─── Excerpted records
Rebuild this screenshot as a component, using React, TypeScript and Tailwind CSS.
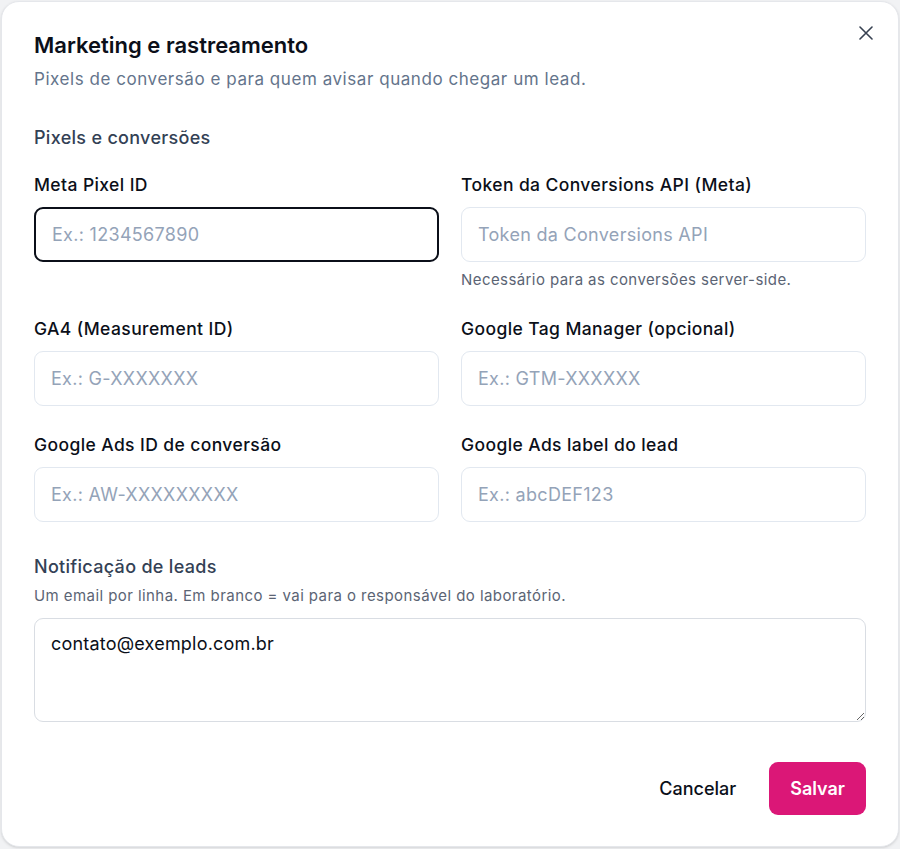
import React from 'react';

type FieldProps = {
  label: string;
  placeholder: string;
  hint?: string;
  focused?: boolean;
};

function Field({ label, placeholder, hint, focused }: FieldProps) {
  return (
    <div className="flex flex-col">
      <label className="text-[17.5px] leading-[24px] font-medium tracking-[0.4px] text-[#0b0f19]">{label}</label>
      <input
        placeholder={placeholder}
        className={`mt-[10px] h-[55px] w-full rounded-[9px] bg-white px-[16px] text-[18px] tracking-[0.3px] text-[#0b0f19] outline-none placeholder:text-[#94a3b8] ${
          focused ? 'border-[2.5px] border-[#0b0f19] px-[15px]' : 'border border-[#e2e8f0]'
        }`}
      />
      {hint && <p className="mt-[8px] text-[15px] leading-[20px] tracking-[0.42px] text-[#5b6474]">{hint}</p>}
    </div>
  );
}

export default function App() {
  return (
    <div
      className="min-h-[849px] w-full bg-[#f1f2f4] p-px"
      style={{ fontFamily: 'Inter, "Noto Sans", sans-serif' }}
    >
      <div className="relative flex h-[846px] flex-col rounded-[18px] border border-[#e5e7eb] bg-white px-[32px] pt-[29px] shadow-sm">
        <button
          className="absolute right-[24px] top-[23px] flex h-[16px] w-[16px] items-center justify-center text-[#374151]"
          aria-label="Fechar"
        >
          <svg width="14" height="14" viewBox="0 0 14 14" fill="none" stroke="currentColor" strokeWidth="1.6" strokeLinecap="round">
            <path d="M1 1L13 13M13 1L1 13" />
          </svg>
        </button>

        <h2 className="text-[22px] leading-[28px] font-semibold text-[#0b0f19]">Marketing e rastreamento</h2>
        <p className="mt-[8px] text-[17px] leading-[24px] tracking-[0.55px] text-[#64748b]">
          Pixels de conversão e para quem avisar quando chegar um lead.
        </p>

        <h3 className="mt-[34px] text-[18px] leading-[26px] font-medium tracking-[0.3px] text-[#334155]">
          Pixels e conversões
        </h3>

        <div className="mt-[22px] grid grid-cols-2 gap-x-[22px] gap-y-[27px]">
          <Field label="Meta Pixel ID" placeholder="Ex.: 1234567890" focused />
          <Field
            label="Token da Conversions API (Meta)"
            placeholder="Token da Conversions API"
            hint="Necessário para as conversões server-side."
          />
          <Field label="GA4 (Measurement ID)" placeholder="Ex.: G-XXXXXXX" />
          <Field label="Google Tag Manager (opcional)" placeholder="Ex.: GTM-XXXXXX" />
          <Field label="Google Ads ID de conversão" placeholder="Ex.: AW-XXXXXXXXX" />
          <Field label="Google Ads label do lead" placeholder="Ex.: abcDEF123" />
        </div>

        <h3 className="mt-[32px] text-[18px] leading-[26px] font-medium tracking-[0.3px] text-[#334155]">
          Notificação de leads
        </h3>
        <p className="mt-[6px] text-[15px] leading-[20px] tracking-[0.43px] text-[#5b6474]">
          Um email por linha. Em branco = vai para o responsável do laboratório.
        </p>
        <textarea
          defaultValue="contato@exemplo.com.br"
          className="mt-[12px] h-[104px] w-full rounded-[9px] border-[1.5px] border-[#d9dde3] px-[16px] py-[12px] text-[18px] leading-[26px] tracking-[0.2px] text-[#0b0f19] outline-none"
        />

        <div className="mt-[40px] flex justify-end gap-[12px]">
          <button className="h-[53px] rounded-[9px] px-[21px] text-[18px] font-medium text-[#0b0f19]">Cancelar</button>
          <button className="h-[53px] rounded-[9px] bg-[#db1777] px-[21px] text-[18px] font-semibold text-white">
            Salvar
          </button>
        </div>
      </div>
    </div>
  );
}
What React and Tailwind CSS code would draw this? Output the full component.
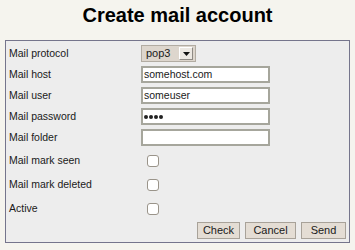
export default function App() {
    const textRows = [
        { label: 'Mail host', value: 'somehost.com' },
        { label: 'Mail user', value: 'someuser' },
        { label: 'Mail password', value: '••••', password: true },
        { label: 'Mail folder', value: '' },
    ];
    const checkRows = ['Mail mark seen', 'Mail mark deleted', 'Active'];

    return (
        <div className="w-[355px] h-[250px] bg-[#f5f4ee] font-['Liberation_Sans',Arial,sans-serif] text-[#1a1a1a] overflow-hidden">
            <h1 className="pt-[4px] h-[40px] text-center text-[20px] leading-[23px] font-bold text-black">Create mail account</h1>

            <div className="ml-[5px] w-[345px] h-[203px] border border-[#75758c] bg-[#ededed] flex flex-col">
                <div className="flex flex-col gap-[4px] pt-[4px]">
                    <div className="flex items-center h-[17px]">
                        <span className="w-[135px] pl-[3px] text-[10.5px]">Mail protocol</span>
                        <div className="flex items-center h-[17px] w-[55px] border border-[#b2aca2] bg-[#ddd6cd]">
                            <span className="flex-1 pl-[4px] text-[11px] leading-none">pop3</span>
                            <div className="w-[14px] h-[13px] mr-[2px] bg-[#ece8e2] border border-[#8e8a84] border-t-white border-l-white flex items-center justify-center">
                                <svg width="7" height="4" viewBox="0 0 7 4"><path d="M0 0h7L3.5 4z" fill="#111" /></svg>
                            </div>
                        </div>
                    </div>
                    {textRows.map(row => (
                        <div key={row.label} className="flex items-center h-[17px]">
                            <span className="w-[135px] pl-[3px] text-[10.5px]">{row.label}</span>
                            <div className="w-[129px] h-[17px] border-2 border-[#a6a69c] bg-white flex items-center pl-[1px]">
                                {row.password ? (
                                    <span className="flex gap-[1px]">
                                        {[0, 1, 2, 3].map(i => (
                                            <span key={i} className="w-[4px] h-[4px] rounded-full bg-[#222]"></span>
                                        ))}
                                    </span>
                                ) : (
                                    <span className="text-[10.5px] leading-none">{row.value}</span>
                                )}
                            </div>
                        </div>
                    ))}
                </div>

                <div className="flex flex-col pt-[3px]">
                    {checkRows.map(label => (
                        <div key={label} className="flex items-center h-[24px]">
                            <span className="w-[141px] pl-[3px] text-[10.5px]">{label}</span>
                            <div className="w-[12px] h-[12px] rounded-[3px] border border-[#9a948a] bg-white"></div>
                        </div>
                    ))}
                </div>

                <div className="flex justify-end gap-[5px] pr-[3px] pt-[1px]">
                    {[
                        { text: 'Check', w: 'w-[43px]' },
                        { text: 'Cancel', w: 'w-[51px]' },
                        { text: 'Send', w: 'w-[45px]' },
                    ].map(btn => (
                        <button key={btn.text} className={`${btn.w} h-[17px] border border-[#a8a299] bg-[#e4ddd4] text-[11px] leading-none text-[#1a1a1a]`}>
                            {btn.text}
                        </button>
                    ))}
                </div>
            </div>
        </div>
    );
}
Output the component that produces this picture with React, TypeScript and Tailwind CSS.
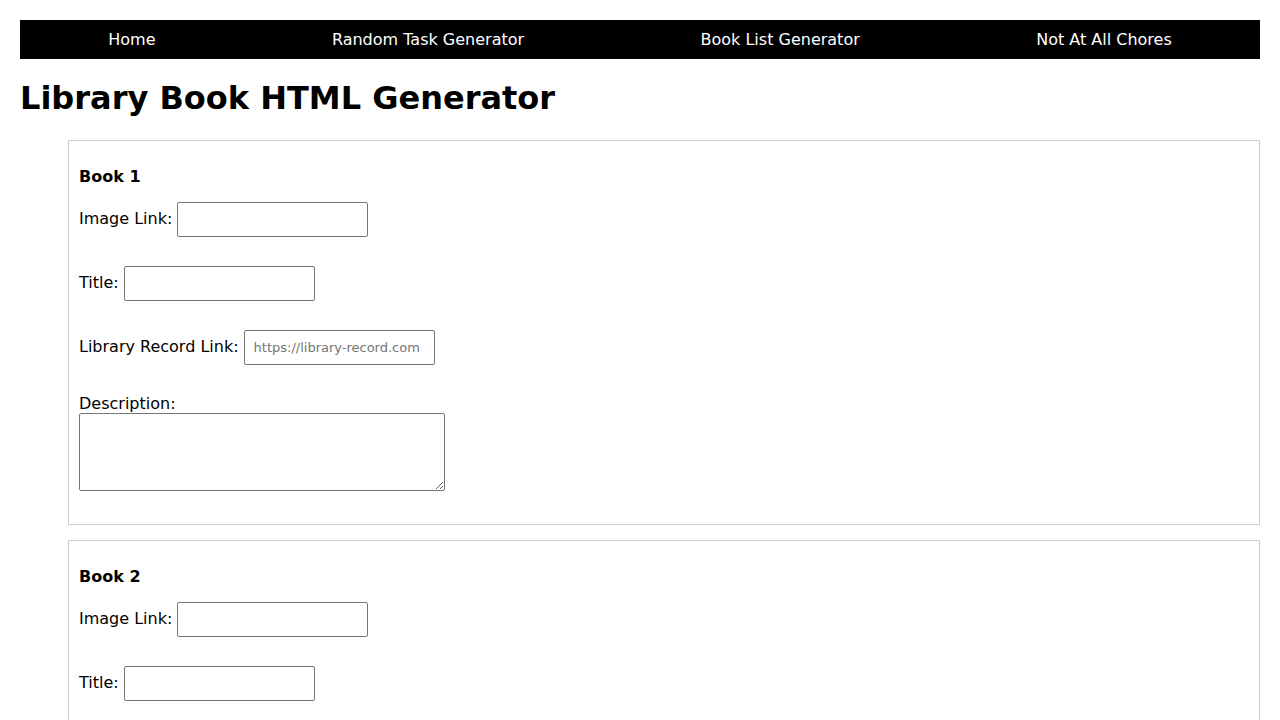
import React from 'react';

const NAV_LINKS = ['Home', 'Random Task Generator', 'Book List Generator', 'Not At All Chores'];

const BOOKS = [1, 2];

function Field({ label, placeholder }: { label: string; placeholder?: string }) {
  return (
    <div className="flex items-center h-[35px] mb-[29px]">
      <label className="leading-[19px] -mt-[2px]">{label}</label>
      <input
        type="text"
        placeholder={placeholder}
        className="ml-[5px] w-[191px] h-[35px] border border-[#767676] rounded-[2px] px-[9px] text-[13px] placeholder:text-[#757575] bg-white"
      />
    </div>
  );
}

function BookCard({ n }: { n: number }) {
  return (
    <div className="ml-[48px] mb-[15px] border border-[#cccccc] px-[10px] pt-[26px] pb-[33px]">
      <h4 className="font-bold leading-[19px] mb-[16px]">Book {n}</h4>
      <Field label="Image Link:" />
      <Field label="Title:" />
      <Field label="Library Record Link:" placeholder="https://library-record.com" />
      <label className="block leading-[19px]">Description:</label>
      <textarea className="block w-[366px] h-[78px] border border-[#767676] rounded-[2px] bg-white" />
    </div>
  );
}

export default function App() {
  return (
    <div className="min-h-screen bg-white text-black font-['DejaVu_Sans',sans-serif] text-base p-[20px]">
      <nav className="h-[39px] bg-black flex items-center justify-around text-white">
        {NAV_LINKS.map(link => (
          <a key={link} href="#" className="leading-[19px]">
            {link}
          </a>
        ))}
      </nav>
      <h1 className="text-[32px] font-bold leading-[37px] mt-[21px] mb-[23px]">Library Book HTML Generator</h1>
      {BOOKS.map(n => (
        <BookCard key={n} n={n} />
      ))}
    </div>
  );
}
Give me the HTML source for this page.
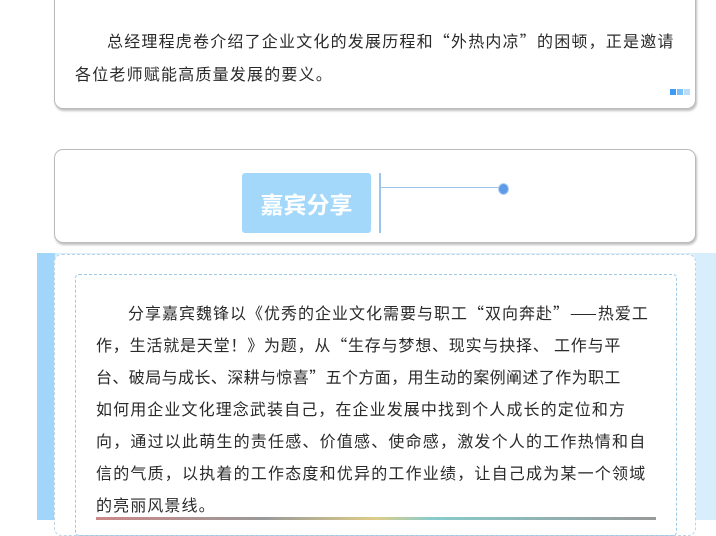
<!DOCTYPE html>
<html><head><meta charset="utf-8"><style>
body{margin:0;width:716px;height:520px;overflow:hidden;background:#fff;position:relative;font-family:"Noto Sans CJK SC","Liberation Sans",sans-serif;color:#2a2a2a}
.card{position:absolute;left:54px;width:640px;background:#fff;border:1px solid #bbb;border-radius:9px;box-shadow:1px 2px 2px rgba(0,0,0,.25)}
p{margin:0;font-size:16px;text-indent:2em}
.t div{white-space:nowrap;height:32px;letter-spacing:1.1px}
</style></head><body>
<div class="card" style="top:-20px;height:127px">
 <p style="position:absolute;left:20px;width:606px;top:43px;line-height:33px;letter-spacing:1.2px">总经理程虎卷介绍了企业文化的发展历程和“外热内凉”的困顿，正是邀请各位老师赋能高质量发展的要义。</p>
 <div style="position:absolute;right:5px;bottom:13px;display:flex;gap:1px"><i style="width:6px;height:6px;background:#3d9bf3"></i><i style="width:6px;height:6px;background:#7cc0f6"></i><i style="width:6px;height:6px;background:#b9dcfa"></i></div>
</div>
<div class="card" style="top:149px;height:92px">
 <div style="position:absolute;left:187px;top:23px;width:129px;height:60px;background:#a3d8fb;border-radius:3px;color:#fff;font-weight:bold;font-size:23px;line-height:60px;text-align:center">嘉宾分享</div>
 <div style="position:absolute;left:324px;top:23px;width:2px;height:60px;background:#9cc5ea"></div>
 <div style="position:absolute;left:326px;top:37px;width:122px;height:1px;background:#9cc5ea"></div>
 <div style="position:absolute;left:443px;top:33px;width:9px;height:10px;border-radius:50%;background:#5e9ae6;border:1px solid #b5d2f2"></div>
</div>
<div style="position:absolute;left:37px;top:253px;width:679px;height:267px;background:#d8eefc"></div>
<div style="position:absolute;left:37px;top:253px;width:18px;height:267px;background:#a2d5fa"></div>
<div style="position:absolute;left:54px;top:254px;width:640px;height:280px;background:#fff;border:1px dashed #bcd3e4;border-radius:8px"></div>
<div style="position:absolute;left:75px;top:274px;width:600px;height:260px;border:1px dashed #9ec9e6;border-radius:4px"></div>
<div class="t" style="position:absolute;left:96px;top:296px;line-height:32px;font-size:16px">
<div style="text-indent:2em;letter-spacing:1px">分享嘉宾魏锋以《优秀的企业文化需要与职工“双向奔赴”——热爱工</div>
<div style="letter-spacing:0.8px">作，生活就是天堂！》为题，从“生存与梦想、现实与抉择、 工作与平</div>
<div style="letter-spacing:0.4px">台、破局与成长、深耕与惊喜”五个方面，用生动的案例阐述了作为职工</div>
<div>如何用企业文化理念武装自己，在企业发展中找到个人成长的定位和方</div>
<div style="letter-spacing:1.2px">向，通过以此萌生的责任感、价值感、使命感，激发个人的工作热情和自</div>
<div style="letter-spacing:1.2px">信的气质，以执着的工作态度和优异的工作业绩，让自己成为某一个领域</div>
<div>的亮丽风景线。</div>
</div>
<div style="position:absolute;left:96px;top:517px;width:560px;height:3px;background:linear-gradient(90deg,#c88,#999 30%,#dc8 50%,#8cc 60%,#999)"></div>
</body></html>
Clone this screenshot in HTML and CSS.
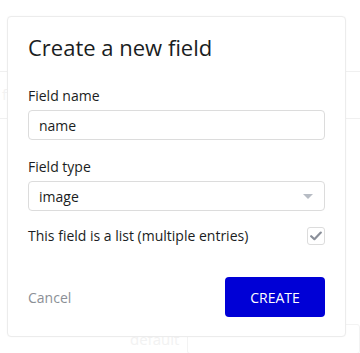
──────
Work to be completed: Copy out the lines that hold "screenshot".

Task answer:
Rebuild this screenshot as a component, using React, TypeScript and Tailwind CSS.
Clone this screenshot in HTML and CSS.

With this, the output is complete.